Other highways were built during the 1950s and 1960s, resulting in the decline and disappearance of the riverboats that had provided the main means of transportation until the 1960s. In the 1950s, the White Pass & Yukon Route pioneered the use of intermodal containerized shipping. Mining activity also revived, including copper mining in Whitehorse, silver and lead in Keno and Elsa, asbestos in Clinton Creek. The world's largest open-pit zinc and lead mine was opened in Faro in the early 1970s. Gold mining came back to the Klondike and other areas with the large rise in gold prices in the late 1970s.

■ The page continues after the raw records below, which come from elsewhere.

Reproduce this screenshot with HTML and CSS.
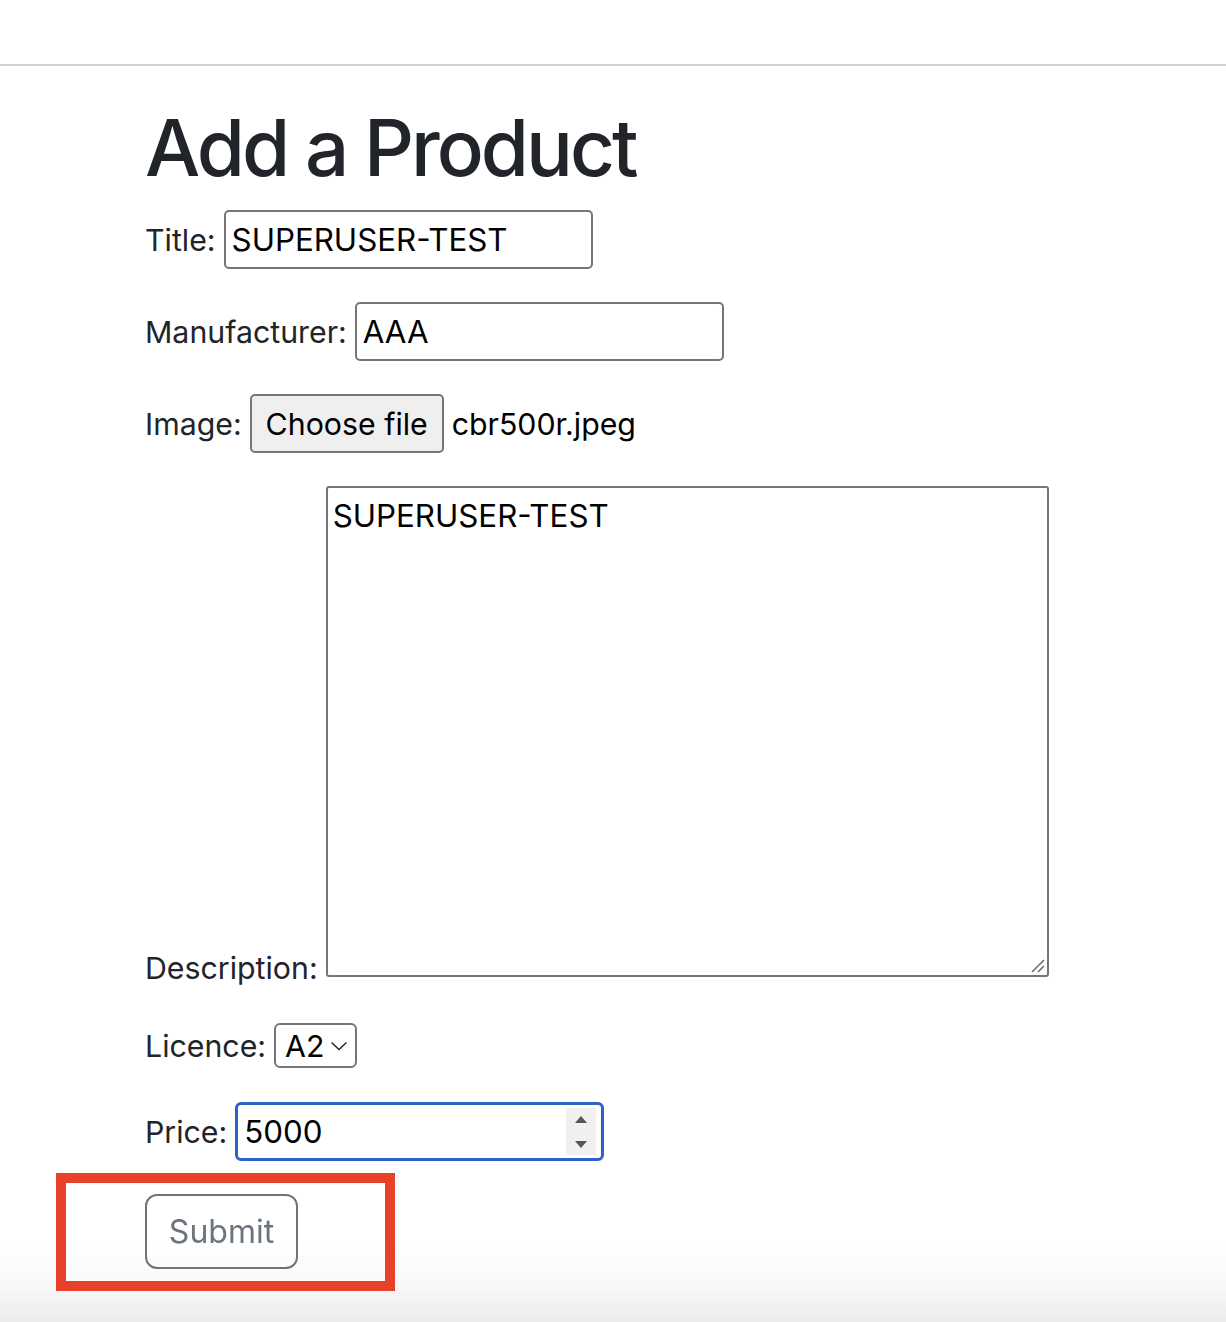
FILE: index.html
```html
<!DOCTYPE html>
<html lang="en">
<head>
<meta charset="utf-8">
<title>Add a Product</title>
<link rel="stylesheet" href="styles.css">
</head>
<body>
<header class="topbar"></header>
<main class="container">
  <h1 class="page-title">Add a Product</h1>
  <form class="product-form">
    <div class="row">
      <label class="lbl">Title:</label>
      <div class="field text-field">SUPERUSER-TEST</div>
    </div>
    <div class="row">
      <label class="lbl">Manufacturer:</label>
      <div class="field text-field">AAA</div>
    </div>
    <div class="row">
      <label class="lbl">Image:</label>
      <div class="file-btn">Choose file</div>
      <span class="file-name">cbr500r.jpeg</span>
    </div>
    <div class="row row-desc">
      <label class="lbl lbl-desc">Description:</label>
      <div class="textarea">
        <span class="ta-text">SUPERUSER-TEST</span>
        <svg class="grip" width="14" height="14" viewBox="0 0 14 14"><path d="M1 13 L13 1 M7 13 L13 7" stroke="#6f6f6f" stroke-width="1.6" fill="none"/></svg>
      </div>
    </div>
    <div class="row row-licence">
      <label class="lbl">Licence:</label>
      <div class="select">
        <span>A2</span>
        <svg class="chev" width="18" height="10" viewBox="0 0 18 10"><path d="M1.5 1.5 L9 8.5 L16.5 1.5" stroke="#222" stroke-width="1.4" fill="none"/></svg>
      </div>
    </div>
    <div class="row row-price">
      <label class="lbl">Price:</label>
      <div class="field number-field">
        <span>5000</span>
        <div class="spinner">
          <svg width="18" height="40" viewBox="0 0 18 40"><path d="M3 11 L9 4 L15 11 Z" fill="#555"/><path d="M3 29 L15 29 L9 36 Z" fill="#555"/></svg>
        </div>
      </div>
    </div>
    <div class="annot">
      <button type="button" class="btn-submit">Submit</button>
    </div>
  </form>
</main>
<div class="bottom-shade"></div>
</body>
</html>
```
FILE: styles.css
```css
html, body {
  margin: 0;
  padding: 0;
  background: #fff;
}
body {
  font-family: Inter, "Noto Sans", sans-serif;
  font-size: 30.3px;
  color: #212529;
  height: 1322px;
  overflow: hidden;
}
.topbar {
  height: 64px;
  border-bottom: 2px solid #d2d2d2;
}
.container {
  padding-left: 145px;
}
.page-title {
  margin: 34px 0 14px 0;
  font-size: 78px;
  font-weight: 500;
  line-height: 96px;
  letter-spacing: -3px;
  color: #212529;
}
.row {
  display: flex;
  align-items: center;
  gap: 8px;
  margin-bottom: 33px;
}
.lbl {
  line-height: 36px;
  white-space: nowrap;
}
.field {
  box-sizing: border-box;
  width: 369px;
  height: 59px;
  border: 2px solid #767676;
  border-radius: 5px;
  color: #000;
  font-size: 31.3px;
  display: flex;
  align-items: center;
  padding-left: 6px;
}
.file-btn {
  box-sizing: border-box;
  width: 194px;
  height: 59px;
  border: 2px solid #767676;
  border-radius: 5px;
  background: #efefef;
  color: #000;
  display: flex;
  align-items: center;
  justify-content: center;
}
.file-name {
  color: #000;
}
.row-desc {
  align-items: flex-end;
  margin-bottom: 46px;
}
.lbl-desc {
  margin-bottom: -9px;
}
.textarea {
  position: relative;
  box-sizing: border-box;
  width: 723px;
  height: 491px;
  border: 2px solid #767676;
  border-radius: 3px;
  color: #000;
  font-size: 31.3px;
  padding: 10px 5px;
  line-height: 36px;
}
.grip {
  position: absolute;
  right: 2px;
  bottom: 2px;
}
.row-licence {
  margin-bottom: 34px;
}
.select {
  box-sizing: border-box;
  width: 83px;
  height: 45px;
  border: 2px solid #767676;
  border-radius: 6px;
  color: #000;
  display: flex;
  align-items: center;
  gap: 6px;
  padding-left: 9px;
}
.chev {
  margin-top: 1px;
}
.row-price {
  margin-bottom: 12px;
}
.number-field {
  border: 3px solid #2d62c6;
  border-radius: 6px;
  padding-left: 6px;
  justify-content: space-between;
  padding-right: 5px;
}
.spinner {
  width: 30px;
  height: 47px;
  background: #f0f0f0;
  display: flex;
  align-items: center;
  justify-content: center;
}
.annot {
  position: relative;
  z-index: 2;
  margin-left: -89px;
  width: 339px;
  height: 118px;
  box-sizing: border-box;
  border: 10px solid #e8412a;
  padding: 11px 0 0 79px;
}
.btn-submit {
  box-sizing: border-box;
  width: 153px;
  height: 75px;
  border: 2px solid #6c757d;
  border-radius: 12px;
  background: transparent;
  color: #6c757d;
  font-family: Inter, "Noto Sans", sans-serif;
  font-size: 32px;
  padding: 0;
}
.bottom-shade {
  position: fixed;
  z-index: 1;
  left: 0;
  right: 0;
  bottom: 0;
  height: 80px;
  pointer-events: none;
  background: linear-gradient(to bottom, rgba(236,236,236,0) 0%, rgba(236,236,236,0.3) 50%, rgba(234,234,234,0.9) 100%);
}
```
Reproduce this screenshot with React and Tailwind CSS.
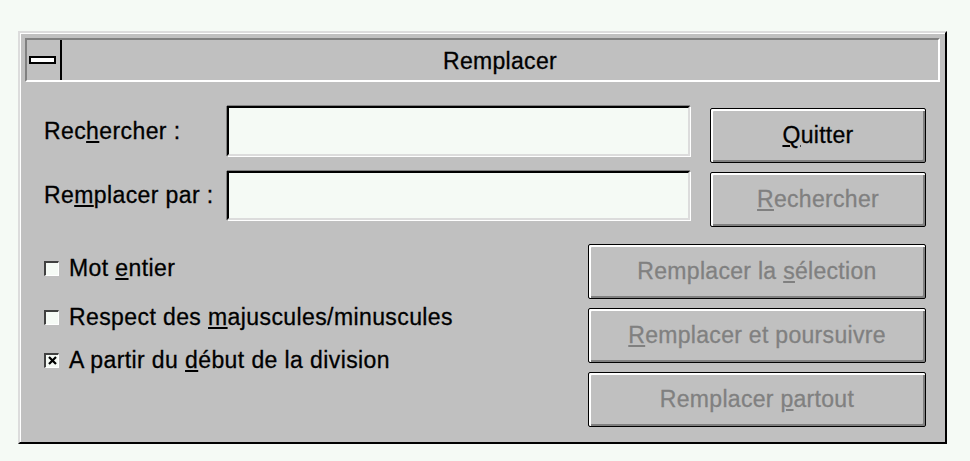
import React from "react";

const font = { fontFamily: '"Liberation Sans", Arial, sans-serif' };

function Btn({ children, disabled, className = "" }) {
  return (
    <div
      className={
        "flex items-center justify-center h-[55px] border border-black rounded-[2px] bg-[#c0c0c0] shadow-[inset_2px_2px_0_#ffffff,inset_-2px_-2px_0_#808080] text-[23px] tracking-[0.3px] " +
        (disabled ? "text-[#808080] " : "text-black ") +
        className
      }
    >
      <span>{children}</span>
    </div>
  );
}

function Check({ checked, children, className = "" }) {
  return (
    <div className={"flex items-center h-[26px] " + className}>
      <div className="w-[15px] h-[15px] flex items-center justify-center bg-[#f5faf5] border-t-2 border-l-2 border-[#404040] border-b border-r border-b-[#ffffff] border-r-[#ffffff]">
        {checked && (
          <svg width="9" height="9" viewBox="0 0 9 9">
            <path d="M1 1 L8 8 M8 1 L1 8" stroke="#000" strokeWidth="2.2" />
          </svg>
        )}
      </div>
      <span className="ml-[10px] text-[23px] tracking-[0.4px] text-black">{children}</span>
    </div>
  );
}

function Field() {
  return (
    <div className="w-[463px] h-full bg-[#f5faf5] border-t-2 border-l-2 border-t-[#000] border-l-[#000] border-b-2 border-r-2 border-b-[#dcdcdc] border-r-[#dcdcdc] shadow-[0_-1px_0_#808080,-1px_0_0_#808080,1px_1px_0_#ffffff]" />
  );
}

export default function App() {
  return (
    <div className="h-[461px] w-[970px] bg-[#f5faf5] pt-[31px] pl-[18px] [-webkit-text-stroke:0.3px]" style={font}>
      <div className="w-[929px] h-[413px] bg-[#c0c0c0] border-2 border-t-[#dcdcdc] border-l-[#dcdcdc] border-b-black border-r-black shadow-[inset_1px_1px_0_#ffffff] p-[5px]">
        {/* barre de titre */}
        <div className="h-[44px] flex border-2 border-t-[#808080] border-l-[#808080] border-b-white border-r-white">
          <div className="w-[35px] border-r-2 border-black flex items-center pl-[2px]">
            <div className="w-[27px] h-[8px] bg-white border-2 border-black" />
          </div>
          <div className="flex-1 flex items-center justify-center text-[23px] tracking-[0.3px] text-black pt-[2px]">
            Remplacer
          </div>
        </div>

        {/* champs */}
        <div className="flex mt-[24px] pl-[19px]">
          <div className="flex flex-col gap-[15px]">
            <div className="flex items-center h-[50px]">
              <span className="w-[183px] text-[23px] tracking-[0.4px] text-black">
                Rec<u className="underline-offset-2">h</u>ercher :
              </span>
              <Field />
            </div>
            <div className="flex items-center h-[49px]">
              <span className="w-[183px] text-[23px] tracking-[0.4px] text-black">
                Re<u className="underline-offset-2">m</u>placer par :
              </span>
              <Field />
            </div>
          </div>
          <div className="flex flex-col gap-[9px] ml-[20px] mt-[2px] w-[216px]">
            <Btn>
              <u className="underline-offset-2">Q</u>uitter
            </Btn>
            <Btn disabled>
              <u className="underline-offset-2">R</u>echercher
            </Btn>
          </div>
        </div>

        {/* options */}
        <div className="flex mt-[17px] pl-[19px]">
          <div className="flex-1">
            <Check className="mt-[11px]">
              Mot <u className="underline-offset-2">e</u>ntier
            </Check>
            <Check className="mt-[23px]">
              Respect des <u className="underline-offset-2">m</u>ajuscules/minuscules
            </Check>
            <Check checked className="mt-[17px]">
              A partir du <u className="underline-offset-2">d</u>ébut de la division
            </Check>
          </div>
          <div className="flex flex-col gap-[9px] w-[338px] mr-[14px]">
            <Btn disabled>
              Remplacer la <u className="underline-offset-2">s</u>élection
            </Btn>
            <Btn disabled>
              <u className="underline-offset-2">R</u>emplacer et poursuivre
            </Btn>
            <Btn disabled>
              Remplacer <u className="underline-offset-2">p</u>artout
            </Btn>
          </div>
        </div>
      </div>
    </div>
  );
}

In the 1980s and 1990s, mining declined and the role of government increased considerably with larger and larger transfers from the federal government. In 1978, party politics was introduced to the Yukon Legislative Assembly. In October 1979, responsible government was granted by Minister Jake Epp. On another front, First Nations started lobbying and entered in land claims negotiations in the 1970s which culminated in the signing of an "Umbrella Final Agreement" in 1992. Although most First Nations have signed agreements, land claims and self-government negotiations are still going on today. The First Nations are now considered a fourth level of government and the specific nature of inter-governmental relationships is still being worked out. Today, the Canadian government is investing in clean energy research and environmental protection in the territory, with one of the goals being the increased involvement of the First Nations, Inuit and Métis peoples in the northern economy.

== 21st-century ==
In 2003, the Yukon Territory underwent a name change as the words the and Territory were officially dropped from the name. Unofficially, both in the Yukon government and amongst its people, the is still recognised and used.

Yukon was affected by the COVID-19 pandemic and the lockdowns instituted in response thereto.